Mindfulness As Preventative Medicine: Incorporating these simple tools can make a big difference, says Steve Price
Jan 02, 2015 12:41PM
● By Steve Price
The impact of the mind on the body is not only obvious, but profound. Mindfulness has been shown to be effective in addressing everything from high blood pressure to depression. Through simple awareness practices, we can dramatically change our relationship to our bodies and nip a number of issues in the bud. An estimated 75 percent to 90 percent of doctor visits are stress-related. However, stress itself is not the problem. It's how we think about stress that affects the way in which our bodies respond.
Researchers at the University of Wisconsin-Madison found people that report high levels of stress in their lives, but don't view stress as necessarily harmful, live longer than those that report little or no stress, but view stress as detrimental. In many cases, it's our resistance to stress that puts the body in a state of distress. Where does this resistance originate? The mind. When the mind is conditioned to react to certain stressors, the sympathetic (fight-or-flight) nervous system is overstimulated and a chain reaction ensues: stress hormones are released in excess, blood vessels contract, breathing becomes disturbed and several other issues arise and become aggravated over time as the cycle is perpetuated.
Through mindfulness, we can interrupt the fight-or-flight response and balance it by activating the parasympathetic (rest-and-restore) nervous system. Stress is inevitable. Even if we decide not to get out of bed in the morning or go to a cave to meditate for 20 years, there will be stress in one form or another. The good news is that we can train our minds to respond, rather than react. Here are three simple, but powerful preventative tools:
Pause. Physical reactions to stressors are often habitual and unconscious—perhaps tensing the jaw or the shoulders. It may seem counterintuitive to do nothing, but a simple pause is sometimes all it takes to interrupt a reactive pattern. Instead of gripping, do the opposite. Relax.
Breathe. When we react, we tend to hold our breath. Soften the abdomen, and let the breath flow slowly and deeply, without strain. Our breath mirrors our mental state. Noticing our breath throughout the day whenever it occurs to us will help establish a calm, clear mind.

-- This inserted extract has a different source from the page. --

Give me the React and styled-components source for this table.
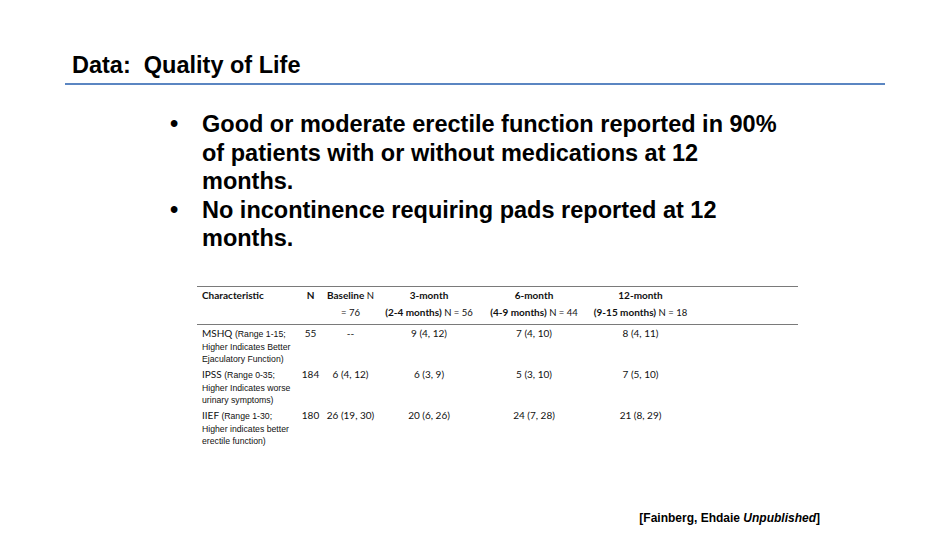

Feel. Be it a physical sensation or an emotion, we must allow ourself the time to actually feel it. Don't stop the feeling by judging or analyzing it. By staying with the feeling, we can process and release it relatively quickly, rather than stuffing it and storing it as tension in the body. Through mindfulness, we can increase the amount of stress we can handle before we go into distress. In other words, we learn to relax with more.
The body is remarkably intelligent. As we begin to eat, breathe, exercise and live more mindfully, we develop a deeper awareness, understanding and appreciation of our bodies and the compassion to treat ourselves with kindness and respect.